23 dicembre 1984. Da Napoli è in partenza un treno diretto verso Milano. E’ il Rapido 904. 23 dicembre. Due giorni prima di Natale. Molti i meridionali a bordo. In viaggio per raggiungere i loro parenti al nord per le festività. Incuranti di ciò che riserverà loro il viaggio.
Alle 19.08 il treno ha da circa mezz’ora superato la stazione di Firenze. All’improvviso scoppia una bomba radiocomandata posizionata su una griglia portabagagli. E squarcia il vagone numero 9. Seconda classe.
L’effetto è ancora più devastante perché la deflagrazione avviene nella Grande Galleria degli Appennini, tra le stazioni di Vernio e San Benedetto Val Di Sambro. E’ la stessa zona in cui dieci anni prima era avvenuta la strage dell’Italicus…
Il bilancio è tragico: muoiono 16 persone compresi tre bambini. E un’intera famiglia.
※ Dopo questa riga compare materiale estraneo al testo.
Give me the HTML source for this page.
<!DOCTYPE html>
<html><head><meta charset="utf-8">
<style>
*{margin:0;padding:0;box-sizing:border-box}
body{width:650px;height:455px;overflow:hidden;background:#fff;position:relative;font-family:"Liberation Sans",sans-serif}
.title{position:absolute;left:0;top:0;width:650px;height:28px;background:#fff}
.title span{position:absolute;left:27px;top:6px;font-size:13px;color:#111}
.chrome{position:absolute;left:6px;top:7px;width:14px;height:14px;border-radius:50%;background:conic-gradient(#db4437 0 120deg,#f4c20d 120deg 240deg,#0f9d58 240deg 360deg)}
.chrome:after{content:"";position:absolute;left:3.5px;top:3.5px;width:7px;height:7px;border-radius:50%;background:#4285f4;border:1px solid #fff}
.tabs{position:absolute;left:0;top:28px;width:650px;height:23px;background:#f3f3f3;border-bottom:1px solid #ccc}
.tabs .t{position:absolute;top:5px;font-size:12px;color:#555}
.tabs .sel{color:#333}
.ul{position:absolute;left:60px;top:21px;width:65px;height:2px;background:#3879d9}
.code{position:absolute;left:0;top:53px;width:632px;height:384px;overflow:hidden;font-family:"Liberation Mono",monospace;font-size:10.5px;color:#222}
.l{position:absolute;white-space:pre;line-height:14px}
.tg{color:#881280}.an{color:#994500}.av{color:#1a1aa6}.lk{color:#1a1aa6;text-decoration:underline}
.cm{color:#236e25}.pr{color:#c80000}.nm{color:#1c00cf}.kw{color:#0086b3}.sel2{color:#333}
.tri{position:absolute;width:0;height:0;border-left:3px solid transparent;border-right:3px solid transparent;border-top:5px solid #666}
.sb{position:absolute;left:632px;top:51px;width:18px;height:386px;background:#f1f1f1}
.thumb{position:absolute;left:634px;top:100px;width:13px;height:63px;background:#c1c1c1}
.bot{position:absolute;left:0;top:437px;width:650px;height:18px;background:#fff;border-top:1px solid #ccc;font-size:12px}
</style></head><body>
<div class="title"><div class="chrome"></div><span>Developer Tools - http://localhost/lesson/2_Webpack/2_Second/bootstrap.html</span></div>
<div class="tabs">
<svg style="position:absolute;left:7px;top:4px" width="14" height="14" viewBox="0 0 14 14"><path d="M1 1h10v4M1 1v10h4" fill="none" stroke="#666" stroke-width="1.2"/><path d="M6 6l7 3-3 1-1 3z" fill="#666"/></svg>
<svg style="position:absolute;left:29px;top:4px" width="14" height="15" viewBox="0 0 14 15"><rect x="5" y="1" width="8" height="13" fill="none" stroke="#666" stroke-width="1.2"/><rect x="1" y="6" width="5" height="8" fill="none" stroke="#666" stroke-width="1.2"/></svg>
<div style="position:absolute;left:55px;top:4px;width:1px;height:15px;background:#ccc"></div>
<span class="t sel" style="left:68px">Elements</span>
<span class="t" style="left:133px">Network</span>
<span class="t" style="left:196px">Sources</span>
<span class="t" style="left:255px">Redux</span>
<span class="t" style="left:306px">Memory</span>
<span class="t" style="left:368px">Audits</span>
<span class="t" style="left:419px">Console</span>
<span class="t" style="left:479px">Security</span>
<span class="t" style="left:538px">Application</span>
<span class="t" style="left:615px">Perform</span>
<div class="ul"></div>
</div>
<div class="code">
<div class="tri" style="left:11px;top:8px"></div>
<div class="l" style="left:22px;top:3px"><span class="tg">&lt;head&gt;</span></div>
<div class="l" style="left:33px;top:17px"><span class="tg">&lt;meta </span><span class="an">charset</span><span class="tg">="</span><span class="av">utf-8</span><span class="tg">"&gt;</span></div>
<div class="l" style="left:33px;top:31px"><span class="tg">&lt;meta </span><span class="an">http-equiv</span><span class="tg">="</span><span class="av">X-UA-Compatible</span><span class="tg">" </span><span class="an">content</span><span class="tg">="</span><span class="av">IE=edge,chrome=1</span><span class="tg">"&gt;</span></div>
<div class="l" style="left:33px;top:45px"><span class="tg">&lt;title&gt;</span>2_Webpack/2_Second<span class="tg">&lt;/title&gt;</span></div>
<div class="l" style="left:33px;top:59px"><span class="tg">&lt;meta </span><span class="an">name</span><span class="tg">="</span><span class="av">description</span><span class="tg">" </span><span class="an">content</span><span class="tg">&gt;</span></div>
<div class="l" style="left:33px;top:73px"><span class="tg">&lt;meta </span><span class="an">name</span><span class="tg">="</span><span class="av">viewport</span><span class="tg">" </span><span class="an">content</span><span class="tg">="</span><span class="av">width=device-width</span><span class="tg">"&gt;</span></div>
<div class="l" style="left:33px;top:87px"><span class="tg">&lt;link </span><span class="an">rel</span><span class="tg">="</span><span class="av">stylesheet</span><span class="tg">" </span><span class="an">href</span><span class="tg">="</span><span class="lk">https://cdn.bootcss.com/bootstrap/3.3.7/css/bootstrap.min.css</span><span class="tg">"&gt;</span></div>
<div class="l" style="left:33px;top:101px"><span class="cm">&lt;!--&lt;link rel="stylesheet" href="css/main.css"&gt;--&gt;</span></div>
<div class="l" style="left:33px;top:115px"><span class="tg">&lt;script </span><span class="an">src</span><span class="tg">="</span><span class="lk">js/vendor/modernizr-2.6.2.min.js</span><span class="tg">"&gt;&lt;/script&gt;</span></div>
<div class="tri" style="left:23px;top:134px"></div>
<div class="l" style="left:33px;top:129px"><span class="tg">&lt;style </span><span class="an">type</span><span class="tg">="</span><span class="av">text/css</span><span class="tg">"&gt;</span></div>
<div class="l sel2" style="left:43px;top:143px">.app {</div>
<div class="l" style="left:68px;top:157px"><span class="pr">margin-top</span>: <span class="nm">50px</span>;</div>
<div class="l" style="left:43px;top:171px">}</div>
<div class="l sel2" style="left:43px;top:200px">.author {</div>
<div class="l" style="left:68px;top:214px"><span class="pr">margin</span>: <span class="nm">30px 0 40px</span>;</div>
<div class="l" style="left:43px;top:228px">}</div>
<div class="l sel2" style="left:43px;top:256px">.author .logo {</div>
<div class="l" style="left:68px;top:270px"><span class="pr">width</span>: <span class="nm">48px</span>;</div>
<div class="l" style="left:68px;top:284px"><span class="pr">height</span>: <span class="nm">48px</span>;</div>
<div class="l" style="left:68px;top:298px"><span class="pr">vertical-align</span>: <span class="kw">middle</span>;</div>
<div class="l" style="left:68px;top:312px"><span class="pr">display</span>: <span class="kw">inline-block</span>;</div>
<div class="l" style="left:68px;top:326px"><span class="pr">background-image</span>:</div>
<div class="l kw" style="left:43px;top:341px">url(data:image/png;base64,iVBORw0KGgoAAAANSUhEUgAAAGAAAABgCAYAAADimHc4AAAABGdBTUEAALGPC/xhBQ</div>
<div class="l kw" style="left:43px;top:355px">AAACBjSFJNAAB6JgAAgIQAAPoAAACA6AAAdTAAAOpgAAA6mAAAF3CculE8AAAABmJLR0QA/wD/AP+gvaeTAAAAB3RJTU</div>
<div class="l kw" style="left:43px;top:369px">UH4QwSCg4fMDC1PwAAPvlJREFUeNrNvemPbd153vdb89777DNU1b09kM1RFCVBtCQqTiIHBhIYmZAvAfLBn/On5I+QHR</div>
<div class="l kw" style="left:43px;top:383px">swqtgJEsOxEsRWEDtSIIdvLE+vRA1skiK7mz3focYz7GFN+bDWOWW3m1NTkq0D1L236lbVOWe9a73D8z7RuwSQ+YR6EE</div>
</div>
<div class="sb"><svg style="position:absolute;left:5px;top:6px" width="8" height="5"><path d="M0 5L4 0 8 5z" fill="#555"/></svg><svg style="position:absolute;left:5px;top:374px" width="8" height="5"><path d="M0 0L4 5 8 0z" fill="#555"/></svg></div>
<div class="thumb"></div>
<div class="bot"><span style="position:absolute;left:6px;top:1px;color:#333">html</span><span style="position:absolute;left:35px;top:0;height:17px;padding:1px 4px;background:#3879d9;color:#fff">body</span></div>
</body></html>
Dalle prime indagini sarà subito chiaro che la matrice della strage è terroristico-mafiosa. La Strage di Natale, così fu ribattezzata, doveva servire a Cosa Nostra per stroncare le indagini e i provvedimenti restrittivi scattati contro i vertici dell’associazione mafiosa dopo le rivelazioni di alcuni collaboratori di giustizia. Ma non è solo mafia. I processi e le sentenze che dal 1985 in poi si sono succeduti hanno rivelato l’intreccio tra organizzazioni criminali (compresa la Banda della Magliana), l’estrema destra, la massoneria, i servizi deviati. Con i consueti depistaggi.
La sentenza di primo grado (febbraio 1989) condanna all’ergastolo per il reato di strage il capomafia Pippo Calò, cassiere di Cosa Nostra insieme ad altri esponenti a lui collegati.
Nel 2011 Totò Riina, capo dei capi della mafia viene accusato di essere il mandante della strage ma nell’aprile del 2015 viene assolto in primo grado. Poi, quando il processo d’appello è appena iniziato, Riina muore.
La Procura di Firenze ha riaperto le indagini per far luce su eventuali nuovi responsabili. Sono stati acquisiti documenti declassificati dai Servizi Segreti e altri materiali giudiziari, con l’obiettivo di individuare ulteriori mandanti ed esecutori.
A quarant’anni di distanza, anche la strage del Rapido 904 resta una ferita aperta nella storia del nostro Paese.